> Given instruction: Repeat every line exactly, keeping the pictures out of the copy.

[Supplied information start]

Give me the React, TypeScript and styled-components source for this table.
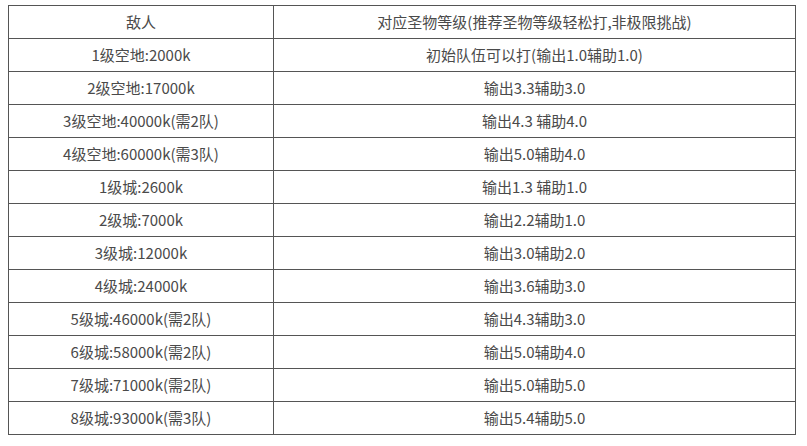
import React from "react";
import styled, { createGlobalStyle } from "styled-components";

const Global = createGlobalStyle`
  html, body { margin: 0; padding: 0; background: #fff; }
  body { font-family: "Microsoft YaHei", "Noto Sans CJK SC", "Noto Sans", sans-serif; }
`;

const Page = styled.div`
  padding: 5px 0 0 8px;
`;

const Table = styled.table`
  border-collapse: collapse;
  width: 788px;
  table-layout: fixed;
  font-size: 15px;
  color: #4a4a4a;
`;

const Cell = styled.td<{ $w?: number }>`
  border: 1px solid #555;
  height: 32px;
  padding: 0;
  text-align: center;
  vertical-align: middle;
  line-height: 20px;
  ${(p) => (p.$w ? `width: ${p.$w}px;` : "")}
`;

const rows: [string, string][] = [
  ["敌人", "对应圣物等级(推荐圣物等级轻松打,非极限挑战)"],
  ["1级空地:2000k", "初始队伍可以打(输出1.0辅助1.0)"],
  ["2级空地:17000k", "输出3.3辅助3.0"],
  ["3级空地:40000k(需2队)", "输出4.3 辅助4.0"],
  ["4级空地:60000k(需3队)", "输出5.0辅助4.0"],
  ["1级城:2600k", "输出1.3 辅助1.0"],
  ["2级城:7000k", "输出2.2辅助1.0"],
  ["3级城:12000k", "输出3.0辅助2.0"],
  ["4级城:24000k", "输出3.6辅助3.0"],
  ["5级城:46000k(需2队)", "输出4.3辅助3.0"],
  ["6级城:58000k(需2队)", "输出5.0辅助4.0"],
  ["7级城:71000k(需2队)", "输出5.0辅助5.0"],
  ["8级城:93000k(需3队)", "输出5.4辅助5.0"],
];

export default function App() {
  return (
    <Page>
      <Global />
      <Table>
        <tbody>
          {rows.map(([a, b], i) => (
            <tr key={i}>
              <Cell $w={i === 0 ? 264 : undefined}>{a}</Cell>
              <Cell>{b}</Cell>
            </tr>
          ))}
        </tbody>
      </Table>
    </Page>
  );
}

[Supplied information end]

> Answer below:
Give me the React, TypeScript and styled-components source for this table.
import React from "react";
import styled, { createGlobalStyle } from "styled-components";

const Global = createGlobalStyle`
  html, body { margin: 0; padding: 0; background: #fff; }
  body { font-family: "Microsoft YaHei", "Noto Sans CJK SC", "Noto Sans", sans-serif; }
`;

const Page = styled.div`
  padding: 5px 0 0 8px;
`;

const Table = styled.table`
  border-collapse: collapse;
  width: 788px;
  table-layout: fixed;
  font-size: 15px;
  color: #4a4a4a;
`;

const Cell = styled.td<{ $w?: number }>`
  border: 1px solid #555;
  height: 32px;
  padding: 0;
  text-align: center;
  vertical-align: middle;
  line-height: 20px;
  ${(p) => (p.$w ? `width: ${p.$w}px;` : "")}
`;

const rows: [string, string][] = [
  ["敌人", "对应圣物等级(推荐圣物等级轻松打,非极限挑战)"],
  ["1级空地:2000k", "初始队伍可以打(输出1.0辅助1.0)"],
  ["2级空地:17000k", "输出3.3辅助3.0"],
  ["3级空地:40000k(需2队)", "输出4.3 辅助4.0"],
  ["4级空地:60000k(需3队)", "输出5.0辅助4.0"],
  ["1级城:2600k", "输出1.3 辅助1.0"],
  ["2级城:7000k", "输出2.2辅助1.0"],
  ["3级城:12000k", "输出3.0辅助2.0"],
  ["4级城:24000k", "输出3.6辅助3.0"],
  ["5级城:46000k(需2队)", "输出4.3辅助3.0"],
  ["6级城:58000k(需2队)", "输出5.0辅助4.0"],
  ["7级城:71000k(需2队)", "输出5.0辅助5.0"],
  ["8级城:93000k(需3队)", "输出5.4辅助5.0"],
];

export default function App() {
  return (
    <Page>
      <Global />
      <Table>
        <tbody>
          {rows.map(([a, b], i) => (
            <tr key={i}>
              <Cell $w={i === 0 ? 264 : undefined}>{a}</Cell>
              <Cell>{b}</Cell>
            </tr>
          ))}
        </tbody>
      </Table>
    </Page>
  );
}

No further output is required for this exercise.